▶ REQUIREMENTS:
Copy out every line containing the word "components".
==== PROVIDED DATA
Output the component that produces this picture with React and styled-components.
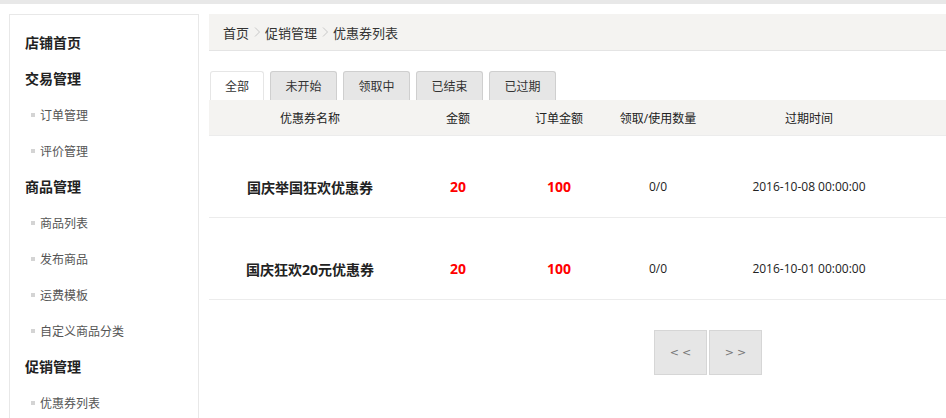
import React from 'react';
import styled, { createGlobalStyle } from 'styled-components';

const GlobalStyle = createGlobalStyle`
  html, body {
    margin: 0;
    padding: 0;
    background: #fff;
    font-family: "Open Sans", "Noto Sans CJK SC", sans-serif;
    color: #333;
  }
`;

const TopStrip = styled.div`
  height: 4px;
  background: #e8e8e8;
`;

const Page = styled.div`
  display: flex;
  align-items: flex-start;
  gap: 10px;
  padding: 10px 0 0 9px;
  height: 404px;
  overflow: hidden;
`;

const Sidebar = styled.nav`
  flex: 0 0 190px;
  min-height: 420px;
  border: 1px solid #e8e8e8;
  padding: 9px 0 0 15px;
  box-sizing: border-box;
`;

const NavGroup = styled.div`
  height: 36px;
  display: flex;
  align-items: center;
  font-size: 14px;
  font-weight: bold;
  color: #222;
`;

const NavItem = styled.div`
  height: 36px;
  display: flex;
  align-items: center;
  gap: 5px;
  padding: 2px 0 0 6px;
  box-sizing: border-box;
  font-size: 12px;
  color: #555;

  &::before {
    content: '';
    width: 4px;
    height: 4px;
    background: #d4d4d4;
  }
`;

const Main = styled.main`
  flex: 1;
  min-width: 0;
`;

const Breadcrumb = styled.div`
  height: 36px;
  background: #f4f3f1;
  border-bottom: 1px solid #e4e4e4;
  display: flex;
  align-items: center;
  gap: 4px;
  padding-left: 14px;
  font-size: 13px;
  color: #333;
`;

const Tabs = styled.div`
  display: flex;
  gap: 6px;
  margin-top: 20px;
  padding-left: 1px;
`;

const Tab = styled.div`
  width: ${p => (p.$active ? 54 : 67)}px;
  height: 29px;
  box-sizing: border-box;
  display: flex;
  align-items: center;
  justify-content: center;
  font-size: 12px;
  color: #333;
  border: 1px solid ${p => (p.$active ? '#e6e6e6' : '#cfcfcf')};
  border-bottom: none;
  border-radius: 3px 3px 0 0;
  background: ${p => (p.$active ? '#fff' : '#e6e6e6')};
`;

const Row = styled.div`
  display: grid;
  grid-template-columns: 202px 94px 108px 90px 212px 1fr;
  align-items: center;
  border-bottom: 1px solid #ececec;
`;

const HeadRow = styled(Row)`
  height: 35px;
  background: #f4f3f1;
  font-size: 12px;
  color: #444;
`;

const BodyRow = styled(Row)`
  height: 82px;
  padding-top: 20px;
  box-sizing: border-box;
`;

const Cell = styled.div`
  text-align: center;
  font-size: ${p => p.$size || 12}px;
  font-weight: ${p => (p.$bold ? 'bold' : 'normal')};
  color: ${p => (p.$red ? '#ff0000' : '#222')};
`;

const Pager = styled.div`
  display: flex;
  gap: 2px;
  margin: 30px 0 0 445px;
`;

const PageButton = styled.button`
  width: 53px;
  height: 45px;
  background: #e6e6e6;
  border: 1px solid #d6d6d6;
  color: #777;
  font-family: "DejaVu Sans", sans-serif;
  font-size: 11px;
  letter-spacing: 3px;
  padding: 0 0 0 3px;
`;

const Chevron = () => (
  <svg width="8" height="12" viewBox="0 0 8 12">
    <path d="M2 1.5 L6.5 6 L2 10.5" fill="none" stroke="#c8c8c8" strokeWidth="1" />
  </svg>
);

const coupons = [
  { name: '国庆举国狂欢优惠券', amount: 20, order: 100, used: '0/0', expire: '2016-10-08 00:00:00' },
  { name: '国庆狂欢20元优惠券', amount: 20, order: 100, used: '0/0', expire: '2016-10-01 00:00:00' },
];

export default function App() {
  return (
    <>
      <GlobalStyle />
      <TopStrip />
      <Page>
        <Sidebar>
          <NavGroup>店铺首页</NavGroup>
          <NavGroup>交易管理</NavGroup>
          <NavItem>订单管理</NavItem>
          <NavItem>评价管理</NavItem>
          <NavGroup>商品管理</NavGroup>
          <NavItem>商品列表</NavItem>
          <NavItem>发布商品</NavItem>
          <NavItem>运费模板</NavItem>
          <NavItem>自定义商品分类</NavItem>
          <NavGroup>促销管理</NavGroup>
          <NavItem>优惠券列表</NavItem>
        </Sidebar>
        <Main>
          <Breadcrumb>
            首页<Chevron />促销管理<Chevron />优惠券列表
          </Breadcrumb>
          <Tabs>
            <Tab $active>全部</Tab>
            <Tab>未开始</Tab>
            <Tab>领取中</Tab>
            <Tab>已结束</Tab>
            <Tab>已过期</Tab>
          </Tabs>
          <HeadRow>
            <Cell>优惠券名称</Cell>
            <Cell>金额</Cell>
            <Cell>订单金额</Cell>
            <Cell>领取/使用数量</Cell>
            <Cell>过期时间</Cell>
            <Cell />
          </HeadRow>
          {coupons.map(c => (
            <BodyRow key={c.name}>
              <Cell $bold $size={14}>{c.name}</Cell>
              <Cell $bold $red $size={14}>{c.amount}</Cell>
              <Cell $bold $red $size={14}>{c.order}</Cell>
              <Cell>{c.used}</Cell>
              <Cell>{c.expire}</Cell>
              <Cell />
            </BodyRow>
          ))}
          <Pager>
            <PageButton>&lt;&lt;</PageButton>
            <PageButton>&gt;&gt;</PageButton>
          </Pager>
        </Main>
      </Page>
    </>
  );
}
========
▶ EXERCISE SOLUTION:
Output the component that produces this picture with React and styled-components.
import styled, { createGlobalStyle } from 'styled-components';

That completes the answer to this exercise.